* Collected data *
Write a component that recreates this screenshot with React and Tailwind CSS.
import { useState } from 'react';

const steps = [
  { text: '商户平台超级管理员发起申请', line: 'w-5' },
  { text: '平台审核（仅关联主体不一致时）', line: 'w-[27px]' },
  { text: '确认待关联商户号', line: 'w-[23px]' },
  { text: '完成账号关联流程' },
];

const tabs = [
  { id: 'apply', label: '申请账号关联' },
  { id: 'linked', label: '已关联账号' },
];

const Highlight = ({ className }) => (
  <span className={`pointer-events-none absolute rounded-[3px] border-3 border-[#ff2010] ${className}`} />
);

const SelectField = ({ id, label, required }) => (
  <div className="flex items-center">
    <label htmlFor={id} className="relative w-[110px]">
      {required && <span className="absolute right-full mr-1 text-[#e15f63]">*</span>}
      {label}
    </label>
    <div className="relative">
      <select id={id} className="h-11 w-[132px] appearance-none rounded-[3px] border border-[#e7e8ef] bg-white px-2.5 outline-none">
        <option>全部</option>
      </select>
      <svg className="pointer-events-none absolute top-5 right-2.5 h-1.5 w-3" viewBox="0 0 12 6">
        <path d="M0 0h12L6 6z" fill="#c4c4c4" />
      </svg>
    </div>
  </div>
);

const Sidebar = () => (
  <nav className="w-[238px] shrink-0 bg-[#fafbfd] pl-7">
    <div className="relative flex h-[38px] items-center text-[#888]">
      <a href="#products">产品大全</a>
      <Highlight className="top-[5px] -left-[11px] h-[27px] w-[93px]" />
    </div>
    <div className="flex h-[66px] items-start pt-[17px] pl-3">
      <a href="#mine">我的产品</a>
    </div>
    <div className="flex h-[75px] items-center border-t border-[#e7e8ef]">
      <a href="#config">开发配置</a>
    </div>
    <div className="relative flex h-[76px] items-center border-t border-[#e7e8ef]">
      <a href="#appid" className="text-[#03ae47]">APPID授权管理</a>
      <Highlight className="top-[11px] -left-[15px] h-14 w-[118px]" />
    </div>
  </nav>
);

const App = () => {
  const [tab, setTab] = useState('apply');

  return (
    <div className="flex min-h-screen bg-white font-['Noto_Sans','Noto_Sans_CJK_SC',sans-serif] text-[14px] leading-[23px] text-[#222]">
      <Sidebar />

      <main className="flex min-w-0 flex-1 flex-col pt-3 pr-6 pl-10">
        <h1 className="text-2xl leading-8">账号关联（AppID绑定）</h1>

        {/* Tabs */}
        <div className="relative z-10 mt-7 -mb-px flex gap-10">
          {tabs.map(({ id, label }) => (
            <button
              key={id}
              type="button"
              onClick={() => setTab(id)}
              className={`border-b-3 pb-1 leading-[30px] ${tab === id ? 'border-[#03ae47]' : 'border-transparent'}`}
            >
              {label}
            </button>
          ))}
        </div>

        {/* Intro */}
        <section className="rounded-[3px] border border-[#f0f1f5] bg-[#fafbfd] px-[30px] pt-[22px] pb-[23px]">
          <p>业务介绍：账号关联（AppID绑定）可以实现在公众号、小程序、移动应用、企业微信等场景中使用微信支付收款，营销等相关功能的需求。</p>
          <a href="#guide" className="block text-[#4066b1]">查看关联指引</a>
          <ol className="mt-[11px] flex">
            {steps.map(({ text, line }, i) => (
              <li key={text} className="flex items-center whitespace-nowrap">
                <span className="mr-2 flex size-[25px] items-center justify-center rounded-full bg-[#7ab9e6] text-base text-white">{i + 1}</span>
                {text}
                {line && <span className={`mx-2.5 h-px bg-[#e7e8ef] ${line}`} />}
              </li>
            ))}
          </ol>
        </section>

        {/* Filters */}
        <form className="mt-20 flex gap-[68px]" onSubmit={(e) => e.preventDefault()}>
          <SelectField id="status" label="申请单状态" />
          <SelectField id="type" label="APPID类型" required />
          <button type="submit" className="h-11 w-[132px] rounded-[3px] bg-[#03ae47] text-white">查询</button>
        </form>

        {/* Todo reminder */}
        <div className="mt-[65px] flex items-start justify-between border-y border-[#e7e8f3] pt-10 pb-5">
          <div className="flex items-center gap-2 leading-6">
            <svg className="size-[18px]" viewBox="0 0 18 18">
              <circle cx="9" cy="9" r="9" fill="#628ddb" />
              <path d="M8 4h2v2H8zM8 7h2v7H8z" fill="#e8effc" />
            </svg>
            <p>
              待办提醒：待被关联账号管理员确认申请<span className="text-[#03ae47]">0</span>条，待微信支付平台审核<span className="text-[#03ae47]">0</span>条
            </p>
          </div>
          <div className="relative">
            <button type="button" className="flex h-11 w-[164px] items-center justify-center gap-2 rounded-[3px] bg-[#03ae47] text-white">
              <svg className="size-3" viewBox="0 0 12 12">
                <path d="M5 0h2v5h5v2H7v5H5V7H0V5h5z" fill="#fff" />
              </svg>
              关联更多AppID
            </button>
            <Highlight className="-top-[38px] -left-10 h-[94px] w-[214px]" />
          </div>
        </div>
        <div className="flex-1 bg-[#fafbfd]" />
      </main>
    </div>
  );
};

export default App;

* Problem requirements *
Restate the listing above word for word.

* Response for this exercise *
Write a component that recreates this screenshot with React and Tailwind CSS.
import { useState } from 'react';

const steps = [
  { text: '商户平台超级管理员发起申请', line: 'w-5' },
  { text: '平台审核（仅关联主体不一致时）', line: 'w-[27px]' },
  { text: '确认待关联商户号', line: 'w-[23px]' },
  { text: '完成账号关联流程' },
];

const tabs = [
  { id: 'apply', label: '申请账号关联' },
  { id: 'linked', label: '已关联账号' },
];

const Highlight = ({ className }) => (
  <span className={`pointer-events-none absolute rounded-[3px] border-3 border-[#ff2010] ${className}`} />
);

const SelectField = ({ id, label, required }) => (
  <div className="flex items-center">
    <label htmlFor={id} className="relative w-[110px]">
      {required && <span className="absolute right-full mr-1 text-[#e15f63]">*</span>}
      {label}
    </label>
    <div className="relative">
      <select id={id} className="h-11 w-[132px] appearance-none rounded-[3px] border border-[#e7e8ef] bg-white px-2.5 outline-none">
        <option>全部</option>
      </select>
      <svg className="pointer-events-none absolute top-5 right-2.5 h-1.5 w-3" viewBox="0 0 12 6">
        <path d="M0 0h12L6 6z" fill="#c4c4c4" />
      </svg>
    </div>
  </div>
);

const Sidebar = () => (
  <nav className="w-[238px] shrink-0 bg-[#fafbfd] pl-7">
    <div className="relative flex h-[38px] items-center text-[#888]">
      <a href="#products">产品大全</a>
      <Highlight className="top-[5px] -left-[11px] h-[27px] w-[93px]" />
    </div>
    <div className="flex h-[66px] items-start pt-[17px] pl-3">
      <a href="#mine">我的产品</a>
    </div>
    <div className="flex h-[75px] items-center border-t border-[#e7e8ef]">
      <a href="#config">开发配置</a>
    </div>
    <div className="relative flex h-[76px] items-center border-t border-[#e7e8ef]">
      <a href="#appid" className="text-[#03ae47]">APPID授权管理</a>
      <Highlight className="top-[11px] -left-[15px] h-14 w-[118px]" />
    </div>
  </nav>
);

const App = () => {
  const [tab, setTab] = useState('apply');

  return (
    <div className="flex min-h-screen bg-white font-['Noto_Sans','Noto_Sans_CJK_SC',sans-serif] text-[14px] leading-[23px] text-[#222]">
      <Sidebar />

      <main className="flex min-w-0 flex-1 flex-col pt-3 pr-6 pl-10">
        <h1 className="text-2xl leading-8">账号关联（AppID绑定）</h1>

        {/* Tabs */}
        <div className="relative z-10 mt-7 -mb-px flex gap-10">
          {tabs.map(({ id, label }) => (
            <button
              key={id}
              type="button"
              onClick={() => setTab(id)}
              className={`border-b-3 pb-1 leading-[30px] ${tab === id ? 'border-[#03ae47]' : 'border-transparent'}`}
            >
              {label}
            </button>
          ))}
        </div>

        {/* Intro */}
        <section className="rounded-[3px] border border-[#f0f1f5] bg-[#fafbfd] px-[30px] pt-[22px] pb-[23px]">
          <p>业务介绍：账号关联（AppID绑定）可以实现在公众号、小程序、移动应用、企业微信等场景中使用微信支付收款，营销等相关功能的需求。</p>
          <a href="#guide" className="block text-[#4066b1]">查看关联指引</a>
          <ol className="mt-[11px] flex">
            {steps.map(({ text, line }, i) => (
              <li key={text} className="flex items-center whitespace-nowrap">
                <span className="mr-2 flex size-[25px] items-center justify-center rounded-full bg-[#7ab9e6] text-base text-white">{i + 1}</span>
                {text}
                {line && <span className={`mx-2.5 h-px bg-[#e7e8ef] ${line}`} />}
              </li>
            ))}
          </ol>
        </section>

        {/* Filters */}
        <form className="mt-20 flex gap-[68px]" onSubmit={(e) => e.preventDefault()}>
          <SelectField id="status" label="申请单状态" />
          <SelectField id="type" label="APPID类型" required />
          <button type="submit" className="h-11 w-[132px] rounded-[3px] bg-[#03ae47] text-white">查询</button>
        </form>

        {/* Todo reminder */}
        <div className="mt-[65px] flex items-start justify-between border-y border-[#e7e8f3] pt-10 pb-5">
          <div className="flex items-center gap-2 leading-6">
            <svg className="size-[18px]" viewBox="0 0 18 18">
              <circle cx="9" cy="9" r="9" fill="#628ddb" />
              <path d="M8 4h2v2H8zM8 7h2v7H8z" fill="#e8effc" />
            </svg>
            <p>
              待办提醒：待被关联账号管理员确认申请<span className="text-[#03ae47]">0</span>条，待微信支付平台审核<span className="text-[#03ae47]">0</span>条
            </p>
          </div>
          <div className="relative">
            <button type="button" className="flex h-11 w-[164px] items-center justify-center gap-2 rounded-[3px] bg-[#03ae47] text-white">
              <svg className="size-3" viewBox="0 0 12 12">
                <path d="M5 0h2v5h5v2H7v5H5V7H0V5h5z" fill="#fff" />
              </svg>
              关联更多AppID
            </button>
            <Highlight className="-top-[38px] -left-10 h-[94px] w-[214px]" />
          </div>
        </div>
        <div className="flex-1 bg-[#fafbfd]" />
      </main>
    </div>
  );
};

export default App;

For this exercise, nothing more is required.